En realidad, la hegemonía cultural es una forma de entender el mundo, de interpretar el devenir del país, de definir valores, creencias e ideologías que, todas ellas, van conformando el sentido común ciudadano y que, efectivamente, son funcionales al pensamiento y a la acción de izquierda. Se va conformando así, progresivamente, un universo simbólico social que va tomando ese cariz pro frenteamplista sin mayores dificultades. Atando con naturalidad esta matriz de percepciones e interpretaciones del mundo con la pertenencia cultural e identitaria hacia el Frente Amplio, se va consolidando esta hegemonía.

Un primer paso muy importante es la enseñanza de la historia y las ciencias sociales en escuelas y liceos.

Allí, generación tras generación y desde hace décadas, los futuros ciudadanos acceden a un relato de lo ocurrido en el siglo XX que ensalza la revolución cubana, o que nunca dice nada negativo de la experiencia soviética o del totalitarismo de Mao.
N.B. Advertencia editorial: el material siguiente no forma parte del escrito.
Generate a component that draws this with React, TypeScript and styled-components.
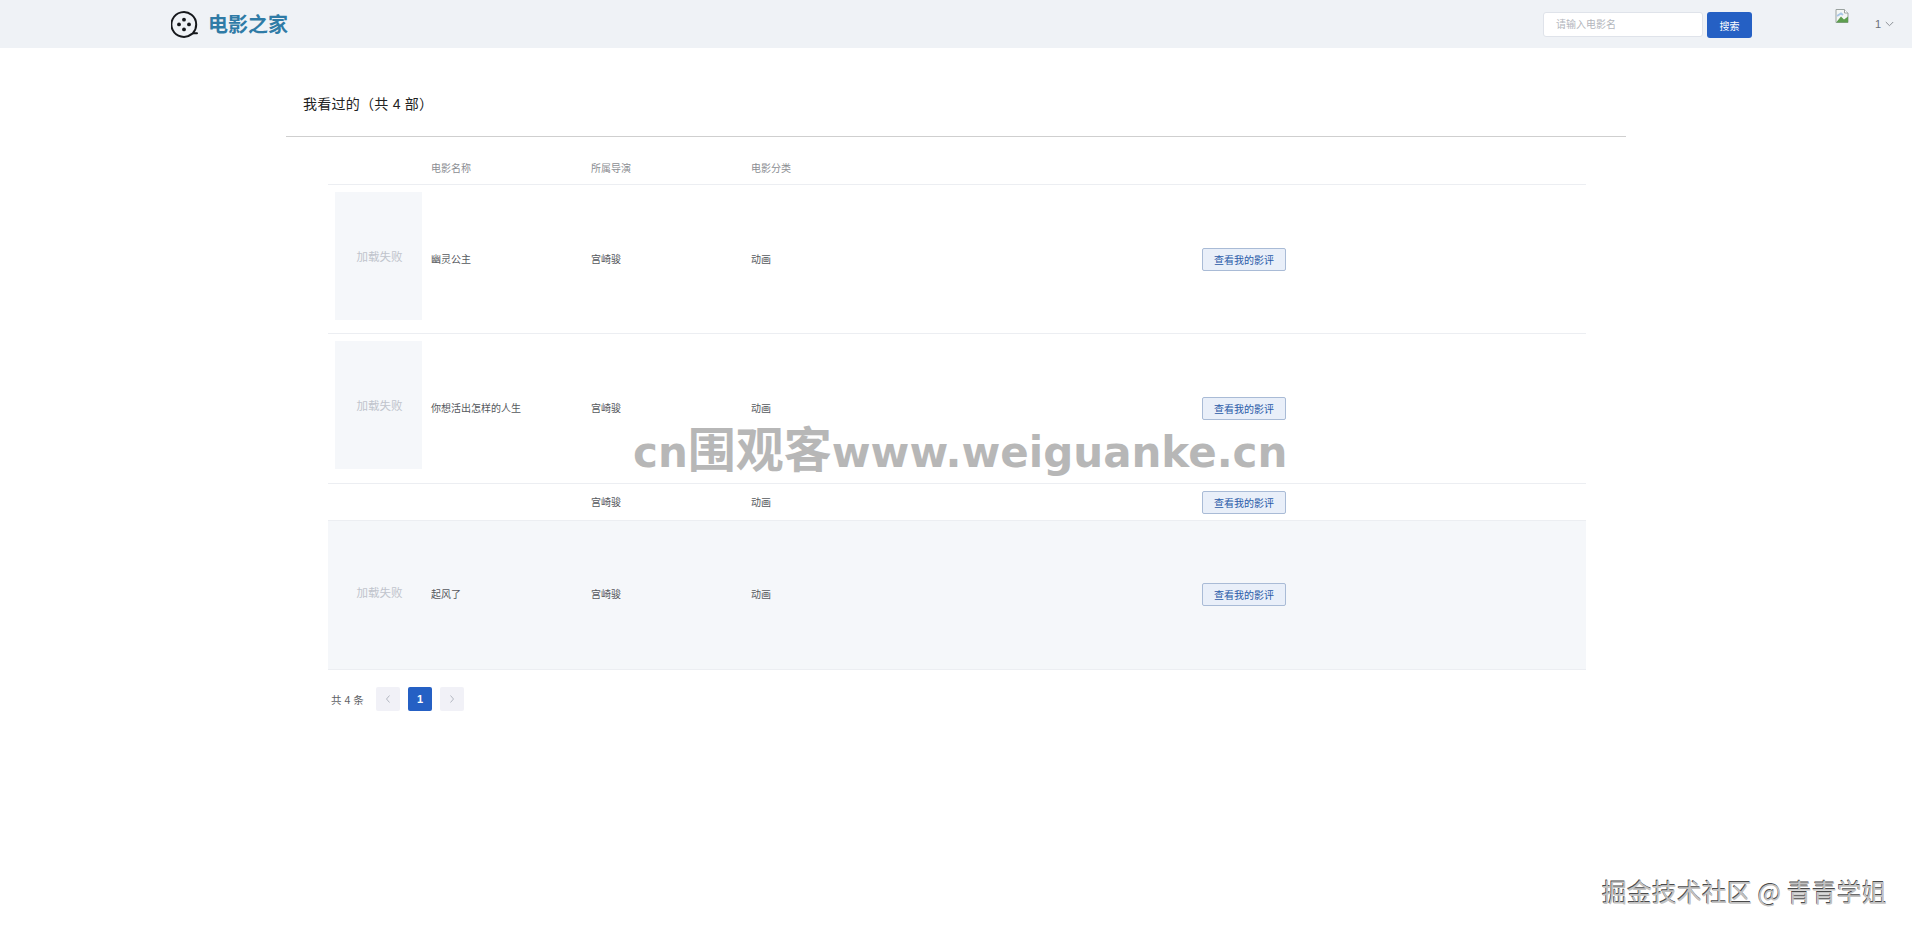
import React from "react";
import styled, { createGlobalStyle } from "styled-components";

const Global = createGlobalStyle`
  html, body { margin: 0; padding: 0; background: #fff; }
  body { font-family: "Liberation Sans", "Noto Sans CJK SC", sans-serif; height: 930px; overflow: hidden; }
  * { box-sizing: border-box; }
`;

const Page = styled.div`
  position: relative;
  width: 1912px;
  height: 930px;
  background: #fff;
`;

const Header = styled.header`
  height: 48px;
  background: #eff2f6;
  display: flex;
  align-items: flex-start;
  padding-left: 171px;
`;

const Brand = styled.div`
  display: flex;
  align-items: center;
  gap: 10px;
  margin-top: 11px;
  height: 27px;
`;

const BrandName = styled.span`
  font-size: 20px;
  font-weight: 700;
  color: #2f7ba6;
  line-height: 27px;
  padding-top: 2px;
`;

const SearchGroup = styled.div`
  display: flex;
  gap: 4px;
  margin-left: auto;
  margin-top: 12px;
`;

const SearchInput = styled.div`
  width: 160px;
  height: 25px;
  background: #fff;
  border: 1px solid #dfe3ea;
  border-radius: 3px;
  padding-left: 12px;
  font-size: 10px;
  line-height: 24px;
  color: #b3b6bc;
`;

const SearchButton = styled.button`
  width: 45px;
  height: 26px;
  border: 0;
  border-radius: 3px;
  background: #2560c4;
  color: #fff;
  font: inherit;
  font-size: 10px;
  padding: 0;
`;

const UserArea = styled.div`
  display: flex;
  align-items: flex-start;
  margin-left: 83px;
  margin-right: 16px;
  width: 61px;
`;

const AvatarIcon = styled.svg`
  margin-top: 8px;
  width: 14px;
  height: 16px;
`;

const UserName = styled.span`
  margin-top: 18px;
  margin-left: 26px;
  font-size: 11px;
  line-height: 13px;
  color: #6b7078;
`;

const Caret = styled.svg`
  margin-top: 21px;
  margin-left: 4px;
  width: 9px;
  height: 6px;
`;

const Main = styled.main`
  width: 1340px;
  margin: 0 auto;
`;

const Heading = styled.h2`
  margin: 0;
  height: 89px;
  padding: 47px 0 0 17px;
  font-size: 14px;
  letter-spacing: 0.25px;
  line-height: 18px;
  font-weight: 400;
  color: #222;
  border-bottom: 1px solid #cfcfcf;
`;

const TableWrap = styled.div`
  margin: 0 40px 0 42px;
`;

const HeadRow = styled.div`
  display: grid;
  grid-template-columns: 103px 160px 160px 451px 1fr;
  height: 48px;
  align-items: center;
  padding-top: 13px;
  border-bottom: 1px solid #eceef2;
  font-size: 10px;
  color: #8b8e93;
`;

const Row = styled.div<{ $h: number; $hover?: boolean }>`
  display: grid;
  grid-template-columns: 103px 160px 160px 451px 1fr;
  height: ${(p) => p.$h}px;
  padding-bottom: ${(p) => (p.$hover ? 2 : 0)}px;
  align-items: center;
  border-bottom: 1px solid #eceef2;
  background: ${(p) => (p.$hover ? "#f5f7fa" : "#fff")};
  font-size: 10px;
  color: #55585d;
`;

const Cell = styled.span`
  padding-bottom: 2px;
`;

const Poster = styled.div`
  align-self: start;
  margin: 7px 0 0 7px;
  width: 87px;
  height: 128px;
  padding-left: 2px;
  background: #f5f7fa;
  display: flex;
  align-items: center;
  justify-content: center;
  font-size: 11.5px;
  color: #c0c4cc;
`;

const ReviewButton = styled.button`
  width: 84px;
  height: 23px;
  border: 1px solid #a9bbd6;
  border-radius: 2px;
  background: #e9eff9;
  color: #2a5aa8;
  font: inherit;
  font-size: 10px;
  padding: 0;
`;

const Pager = styled.div`
  display: flex;
  align-items: center;
  margin-top: 17px;
  padding-left: 3px;
  height: 24px;
  font-size: 10.5px;
  color: #606266;
`;

const Total = styled.span`
  width: 45px;
`;

const PageBtn = styled.div<{ $active?: boolean }>`
  width: 24px;
  height: 24px;
  margin-right: 8px;
  border-radius: 2px;
  background: ${(p) => (p.$active ? "#2560c4" : "#f1f1f7")};
  color: ${(p) => (p.$active ? "#fff" : "#b4b8c2")};
  font-weight: 700;
  font-size: 11px;
  display: flex;
  align-items: center;
  justify-content: center;
`;

const SiteMark = styled.div`
  position: absolute;
  left: 633px;
  top: 416px;
  font-family: "DejaVu Sans", sans-serif;
  font-size: 42px;
  font-weight: 700;
  line-height: 60px;
  white-space: nowrap;
  color: #b7b7b7;
`;

const SiteMarkCjk = styled.span`
  font-family: "Noto Sans CJK SC", sans-serif;
  font-size: 48px;
  font-weight: 700;
`;

const AuthorMark = styled.div`
  position: absolute;
  left: 1602px;
  top: 875px;
  font-family: "Noto Sans CJK SC", sans-serif;
  font-size: 25px;
  line-height: 32px;
  white-space: nowrap;
  color: #c2c2c2;
  text-shadow: -0.7px -0.7px 0 #4a4a4a;
`;

const rows = [
  { title: "幽灵公主", h: 149, poster: true },
  { title: "你想活出怎样的人生", h: 150, poster: true },
  { title: "", h: 37, poster: false },
  { title: "起风了", h: 149, poster: true, hover: true },
];

const Chevron = ({ left }: { left?: boolean }) => (
  <svg width="8" height="10" viewBox="0 0 8 10" fill="none" stroke="currentColor" strokeWidth="1">
    <path d={left ? "M5.5 1.5 2.5 5l3 3.5" : "M2.5 1.5 5.5 5l-3 3.5"} />
  </svg>
);

export default function App() {
  return (
    <Page>
      <Global />
      <Header>
        <Brand>
          <svg width="27" height="27" viewBox="0 0 27 27" fill="none">
            <path
              d="M26.5 24.8h-3.2c-.9 0-1.5.3-2.2.8a12.4 12.4 0 1 1 4.6-9.6c0 3.2-1 6-3 8.2"
              stroke="#16181c"
              strokeWidth="2"
              strokeLinecap="round"
              transform="translate(-.5 -2.5)"
            />
            <circle cx="13" cy="8.7" r="1.9" fill="#16181c" />
            <circle cx="8" cy="13.4" r="1.9" fill="#16181c" />
            <circle cx="18" cy="13.4" r="1.9" fill="#16181c" />
            <circle cx="13" cy="18.4" r="1.9" fill="#16181c" />
          </svg>
          <BrandName>电影之家</BrandName>
        </Brand>
        <SearchGroup>
          <SearchInput>请输入电影名</SearchInput>
          <SearchButton>搜索</SearchButton>
        </SearchGroup>
        <UserArea>
          <AvatarIcon viewBox="0 0 14 16">
            <path d="M1 1.5h8.5L13 5v9.5H1z" fill="#f4f6f4" stroke="#9aa3a0" strokeWidth="1" />
            <path d="M9.5 1.5V5H13" fill="#fff" stroke="#9aa3a0" strokeWidth="1" />
            <path d="M1.5 14 6 8.5l3 3 4-3v6H1.5z" fill="#5d9e4f" />
            <path d="M2 8l4-2.5 2 1.5" fill="none" stroke="#a9c6e6" strokeWidth="2" />
          </AvatarIcon>
          <UserName>1</UserName>
          <Caret viewBox="0 0 9 6" fill="none" stroke="#8c9096" strokeWidth="1">
            <path d="M.8 1 4.5 4.7 8.2 1" />
          </Caret>
        </UserArea>
      </Header>
      <Main>
        <Heading>我看过的（共 4 部）</Heading>
        <TableWrap>
          <HeadRow>
            <span />
            <span>电影名称</span>
            <span>所属导演</span>
            <span>电影分类</span>
            <span />
          </HeadRow>
          {rows.map((r, i) => (
            <Row key={i} $h={r.h} $hover={r.hover}>
              {r.poster ? <Poster>加载失败</Poster> : <span />}
              <Cell>{r.title}</Cell>
              <Cell>宫崎骏</Cell>
              <Cell>动画</Cell>
              <span>
                <ReviewButton>查看我的影评</ReviewButton>
              </span>
            </Row>
          ))}
          <Pager>
            <Total>共 4 条</Total>
            <PageBtn>
              <Chevron left />
            </PageBtn>
            <PageBtn $active>1</PageBtn>
            <PageBtn>
              <Chevron />
            </PageBtn>
          </Pager>
        </TableWrap>
      </Main>
      <SiteMark>
        cn<SiteMarkCjk>围观客</SiteMarkCjk>www.weiguanke.cn
      </SiteMark>
      <AuthorMark>掘金技术社区 @ 青青学姐</AuthorMark>
    </Page>
  );
}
Pero que sobre todo, siempre fija un mundo hecho de buenos y malos en el espacio político nacional. Se deja en claro que la izquierda ha sido la defensora de los intereses del pueblo, y que los partidos tradicionales no lo fueron. Para calibrarlo mejor, alcanza con ver cómo se presenta la vida política de los años sesenta. O alcanza con tomar consciencia de que en nuestras escuelas se canta "A Don José" de Rubén Lena, cuando esa fue la canción de campaña de balotaje de Mujica en 2009.
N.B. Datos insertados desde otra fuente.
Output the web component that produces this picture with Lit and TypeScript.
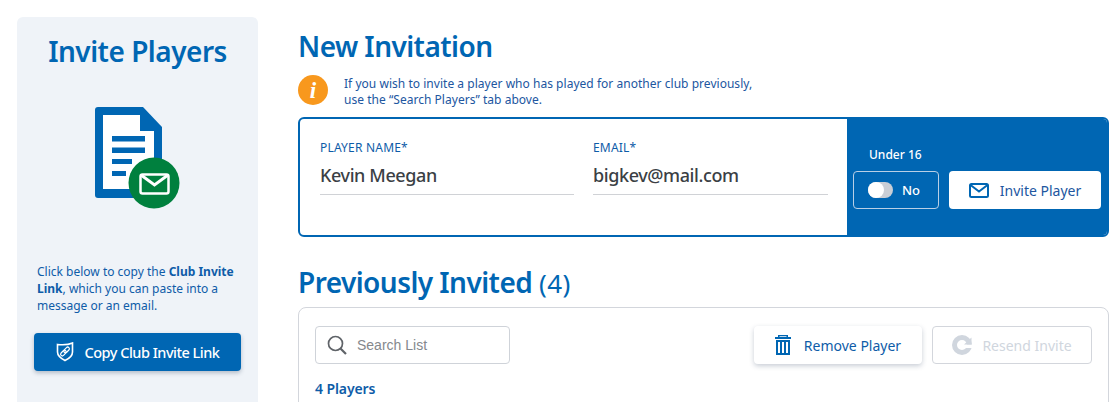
import { LitElement, html, css } from "lit";
import { customElement } from "lit/decorators.js";

@customElement("app-root")
export class AppRoot extends LitElement {
  static styles = css`
    :host {
      display: block;
      width: 1120px;
      height: 402px;
      overflow: hidden;
      background: #fff;
      font-family: "Noto Sans", "Open Sans", sans-serif;
      color: #0066b3;
    }
    * { box-sizing: border-box; }
    .page {
      display: flex;
      gap: 40px;
      padding: 17px 11px 0 17px;
      height: 402px;
    }
    .side {
      width: 241px;
      flex: none;
      height: 420px;
      background: #eff3f8;
      border-radius: 6px;
      display: flex;
      flex-direction: column;
      align-items: center;
      padding-top: 16px;
    }
    .side h2 {
      margin: 0;
      font-size: 28px;
      line-height: 36px;
      font-weight: 600;
      letter-spacing: -0.5px;
      color: #0066b3;
    }
    .doc { margin-top: 38px; display: block; }
    .side p {
      margin: 53px 0 0;
      width: 100%;
      padding: 0 20px;
      font-size: 12px;
      line-height: 17px;
      letter-spacing: 0;
      color: #0e5ca8;
    }
    .side p b { font-weight: 700; }
    .copy {
      margin-top: 19px;
      width: 207px;
      height: 38px;
      border-radius: 4px;
      background: #0066b3;
      color: #fff;
      display: flex;
      align-items: center;
      justify-content: center;
      gap: 11px;
      font-size: 14.5px;
      font-weight: 500;
      letter-spacing: -0.5px;
      box-shadow: 0 2px 4px rgba(40, 60, 90, 0.3);
    }
    .main { flex: 1; min-width: 0; padding-top: 14px; }
    h1 {
      margin: 0;
      font-size: 28px;
      line-height: 30px;
      font-weight: 600;
      letter-spacing: -0.55px;
      color: #0066b3;
    }
    .info {
      display: flex;
      gap: 16px;
      align-items: flex-start;
      margin-top: 14px;
      height: 30px;
    }
    .info-icon {
      width: 30px;
      height: 30px;
      flex: none;
      border-radius: 50%;
      background: #f8981d;
      color: #fff;
      display: flex;
      align-items: center;
      justify-content: center;
      font: italic 700 23px/1 "Liberation Serif", serif;
    }
    .info p {
      margin: 1px 0 0;
      font-size: 12px;
      line-height: 16px;
      letter-spacing: 0.03px;
      color: #21569f;
    }
    .form {
      margin-top: 12px;
      height: 120px;
      border: 2px solid #0066b3;
      border-radius: 6px;
      display: flex;
      overflow: hidden;
    }
    .fields {
      flex: 1;
      display: flex;
      gap: 19px;
      padding: 21px 19px 0 20px;
    }
    .field { height: 55px; border-bottom: 1px solid #d0d2d6; }
    .field.name { width: 254px; }
    .field.email { width: 235px; }
    .field label {
      display: block;
      font-size: 12px;
      line-height: 16px;
      color: #0e5ca8;
      letter-spacing: 0.2px;
    }
    .field div {
      margin-top: 6px;
      font-size: 18px;
      line-height: 26px;
      font-weight: 500;
      letter-spacing: -0.4px;
      color: #3b3f45;
    }
    .u16 {
      width: 260px;
      flex: none;
      background: #0066b3;
      padding: 27px 6px 0 6px;
      color: #fff;
    }
    .u16 .lbl {
      margin-left: 16px;
      font-size: 12px;
      line-height: 18px;
      font-weight: 500;
    }
    .u16 .row { display: flex; gap: 10px; margin-top: 7px; }
    .toggle {
      width: 86px;
      flex: none;
      height: 38px;
      border: 1px solid #b9cfe6;
      border-radius: 4px;
      display: flex;
      align-items: center;
      gap: 9px;
      padding-left: 14px;
      font-size: 13px;
      font-weight: 500;
    }
    .track {
      width: 25px;
      height: 16px;
      border-radius: 8px;
      background: #c9ced6;
      display: flex;
    }
    .knob { width: 16px; height: 16px; border-radius: 50%; background: #fff; }
    .invite {
      width: 152px;
      flex: none;
      height: 38px;
      border-radius: 4px;
      background: #fff;
      color: #21569f;
      display: flex;
      align-items: center;
      justify-content: center;
      gap: 11px;
      font-size: 14px;
      letter-spacing: 0;
    }
    h1.prev { margin-top: 29px; line-height: 32px; }
    h1.prev span { font-weight: 400; font-size: 26px; line-height: 1; letter-spacing: 0.4px; }
    .list {
      margin-top: 9px;
      height: 140px;
      border: 1px solid #d3d6dc;
      border-radius: 8px;
      padding: 18px 16px 0 16px;
    }
    .tools { display: flex; align-items: center; }
    .search {
      width: 195px;
      height: 38px;
      border: 1px solid #cfd3d9;
      border-radius: 4px;
      display: flex;
      align-items: center;
      gap: 10px;
      padding-left: 11px;
      font: 14px "Liberation Sans", Arial, sans-serif;
      color: #85888d;
    }
    .btn {
      height: 38px;
      border-radius: 4px;
      display: flex;
      align-items: center;
      justify-content: center;
      font-size: 14px;
      letter-spacing: 0;
    }
    .remove {
      margin-left: auto;
      width: 168px;
      gap: 13px;
      background: #fff;
      color: #0e5ca8;
      box-shadow: 0 2px 5px rgba(40, 60, 90, 0.25);
    }
    .resend {
      margin-left: 10px;
      width: 160px;
      gap: 10px;
      border: 1px solid #d3d6dc;
      color: #d0d6de;
    }
    .count {
      margin-top: 15px;
      font-size: 14px;
      line-height: 20px;
      font-weight: 600;
      letter-spacing: -0.1px;
      color: #0e5ca8;
    }
  `;

  render() {
    return html`
      <div class="page">
        <aside class="side">
          <h2>Invite Players</h2>
          <svg class="doc" width="86" height="103" viewBox="0 0 86 103">
            <path fill="#0066b3" d="M3 0H48L67 20V88a3 3 0 0 1-3 3H3a3 3 0 0 1-3-3V3a3 3 0 0 1 3-3Z" />
            <path fill="#fff" d="M8 8H45V24H59V82H8Z" />
            <path fill="#0066b3" d="M17 29H50V34.500H17ZM17 40.500H50V46H17ZM17 52H37V57H17ZM17 64H31V69H17Z" />
            <circle cx="59" cy="76" r="25.500" fill="#00803e" />
            <rect x="45.500" y="67.500" width="28" height="19" rx="2" fill="none" stroke="#fff" stroke-width="2.500" />
            <path d="M46 68L59.500 78L73 68" fill="none" stroke="#fff" stroke-width="3" />
          </svg>
          <p>Click below to copy the <b>Club Invite Link</b>, which you can paste into a message or an email.</p>
          <div class="copy">
            <svg width="18" height="20" viewBox="0 0 18 20" fill="none" stroke="#fff">
              <path stroke-width="1.600" d="M1.500 2.500C6 3 12 3 16.500 1V10c0 4-3 6.500-7.500 8.500C5 16.500 1.500 14 1.500 10Z" />
              <g stroke-width="1.200" transform="rotate(-45 9 9.500)">
                <rect x="3.500" y="7.800" width="6.500" height="3.400" rx="1.700" />
                <rect x="8" y="7.800" width="6.500" height="3.400" rx="1.700" />
              </g>
            </svg>
            <span>Copy Club Invite Link</span>
          </div>
        </aside>
        <main class="main">
          <h1>New Invitation</h1>
          <div class="info">
            <div class="info-icon">i</div>
            <p>If you wish to invite a player who has played for another club previously,<br />use the “Search Players” tab above.</p>
          </div>
          <section class="form">
            <div class="fields">
              <div class="field name"><label>PLAYER NAME*</label><div>Kevin Meegan</div></div>
              <div class="field email"><label>EMAIL*</label><div>bigkev@mail.com</div></div>
            </div>
            <div class="u16">
              <div class="lbl">Under 16</div>
              <div class="row">
                <div class="toggle"><span class="track"><span class="knob"></span></span>No</div>
                <div class="invite">
                  <svg width="20" height="15" viewBox="0 0 20 15" fill="none" stroke="#0066b3" stroke-width="2">
                    <rect x="1" y="1" width="18" height="13" rx="1.500" />
                    <path d="M1.500 2L10 8.500L18.500 2" />
                  </svg>
                  <span>Invite Player</span>
                </div>
              </div>
            </div>
          </section>
          <h1 class="prev">Previously Invited <span>(4)</span></h1>
          <section class="list">
            <div class="tools">
              <div class="search">
                <svg width="20" height="20" viewBox="0 0 20 20" fill="none" stroke="#5f6368" stroke-width="1.700">
                  <circle cx="8.500" cy="8.500" r="7" />
                  <path stroke-width="2.200" d="M13.500 13.500L19 19" />
                </svg>
                <span>Search List</span>
              </div>
              <div class="btn remove">
                <svg width="16" height="20" viewBox="0 0 16 20" fill="#0066b3">
                  <path d="M3 0H13V2H16V4H0V2H3ZM4.500 1.200V2H11.500V1.200ZM1 5H15V20H1ZM3 7V18H5V7ZM7 7V18H9V7ZM11 7V18H13V7Z" fill-rule="evenodd" />
                </svg>
                <span>Remove Player</span>
              </div>
              <div class="btn resend">
                <svg width="20" height="20" viewBox="0 0 20 20">
                  <circle cx="10" cy="10" r="7.500" fill="none" stroke="#d0d6de" stroke-width="5" />
                  <path d="M11 9.500H21V13H11Z" fill="#fff" />
                  <path d="M12 9.500L19.500 2.500V9.500Z" fill="#d0d6de" />
                </svg>
                <span>Resend Invite</span>
              </div>
            </div>
            <div class="count">4 Players</div>
          </section>
        </main>
      </div>
    `;
  }
}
La extensión de esta hegemonía no silencia a quien piensa distinto. Simplemente, se lo ningunea sin remordimientos en el espacio cultural. Gente que escribe mal y que vende poco, obtiene respaldo estatal para publicar, siempre que sea de la barra de izquierda. Aquí, la cultura hegemónica recuerda siempre a Benedetti y a Galeano, pero se cumplieron 20 años en 2014 de la muerte del mayor escritor del siglo XX, Juan Carlos Onetti, único Premio Cervantes de literatura uruguayo, y casi nadie habló de él. ¿Será porque estuvo vinculado al Partido Colorado? Aquí, se presta espacio en radio y televisión para que los politólogos de izquierda analicen la realidad como si fueran objetivos, cuando son capaces de calificar los discursos de un candidato opositor como propios de Paulo Coelho, sin jamás decir en campaña nada similar contra Tabaré Vázquez y su estilo de predicador gringo. Y hay decenas de ejemplos de este tipo.
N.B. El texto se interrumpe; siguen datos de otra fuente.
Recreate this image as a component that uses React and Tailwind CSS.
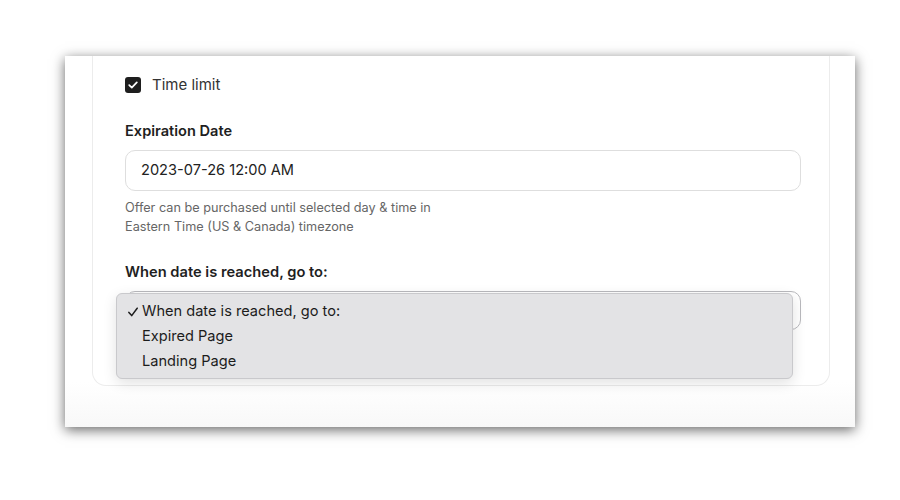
import React from "react";

export default function App() {
  return (
    <div className="w-[900px] h-[500px] bg-white pt-[56px] pl-[65px]" style={{ fontFamily: "Inter, 'Noto Sans', sans-serif" }}>
      <div className="relative w-[790px] h-[371px] bg-white shadow-[0_3px_12px_rgba(0,0,0,0.6)] overflow-hidden">
        <div className="absolute left-0 right-0 bottom-0 h-[45px] bg-gradient-to-b from-white to-[#f8f8f8]" />
        <div className="ml-[27px] w-[738px] border-x border-b border-[#ececec] rounded-b-[14px] pl-[32px] pr-[30px] pt-[21px] pb-[55px] bg-white relative z-10">
          <div className="flex items-center gap-[11px] h-[16px]">
            <div className="w-[16px] h-[16px] rounded-[3px] bg-[#1e1e1e] flex items-center justify-center">
              <svg width="10" height="8" viewBox="0 0 10 8" fill="none">
                <path d="M1.2 4.1 L3.8 6.6 L8.8 1.4" stroke="white" strokeWidth="1.7" strokeLinecap="round" strokeLinejoin="round" />
              </svg>
            </div>
            <span className="text-[15px] text-[#333]">Time limit</span>
          </div>
          <div className="mt-[28px] h-[20px] leading-[20px] text-[14.6px] font-semibold text-[#1f1f1f]">Expiration Date</div>
          <div className="mt-[9px] h-[41px] w-[676px] border border-[#dedede] rounded-[10px] flex items-center pl-[15px] text-[14.6px] text-[#222]">
            2023-07-26 12:00 AM
          </div>
          <div className="mt-[7px] text-[12.7px] leading-[19px] text-[#666]">
            <div>Offer can be purchased until selected day &amp; time in</div>
            <div>Eastern Time (US &amp; Canada) timezone</div>
          </div>
          <div className="mt-[25px] h-[22px] leading-[22px] text-[14.7px] font-semibold text-[#1f1f1f]">When date is reached, go to:</div>
          <div className="relative mt-[8px] h-[39px] w-[676px] border border-[#b9b9bd] rounded-[10px]">
            <div className="absolute top-[1px] left-[-10px] w-[677px] h-[86px] bg-[#e3e3e5] border border-[#c9c9cc] rounded-[6px] shadow-[0_4px_14px_rgba(0,0,0,0.12)] pt-[5px] text-[14.6px] text-[#1c1c1c]">
              <div className="h-[25px] flex items-center">
                <span className="w-[25px] pl-[11px] flex items-center">
                  <svg width="10" height="10" viewBox="0 0 10 10" fill="none">
                    <path d="M0.9 5.4 L3.7 8.6 L9.2 1.2" stroke="#1c1c1c" strokeWidth="1.5" strokeLinecap="round" strokeLinejoin="round" />
                  </svg>
                </span>
                <span>When date is reached, go to:</span>
              </div>
              <div className="h-[25px] flex items-center pl-[25px]">Expired Page</div>
              <div className="h-[25px] flex items-center pl-[25px]">Landing Page</div>
            </div>
          </div>
        </div>
      </div>
    </div>
  );
}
En este estado de la cultura, la hegemonía afín a la izquierda termina moldeando los temas prioritarios y sobre todo, define implícitamente la legitimidad de los actores políticos. Un blanco no tendrá sensibilidad social. Un frenteamplista siempre estará preocupado por mejorar la suerte del pueblo. Por ejemplo: plantear la asociación de Ancap con privados es detestable y neoliberal —administración Batlle—, pero asociarla con multinacionales es promover el desarrollo nacional —administración Mujica.

Esta hegemonía define el espacio desde el cual la ciudadanía escucha a los dirigentes de los partidos tradicionales. Es claro entonces que arrancan perdiendo. Sin una acción decidida en el campo de la cultura que enfrente este estado de cosas, seguirán perdiendo.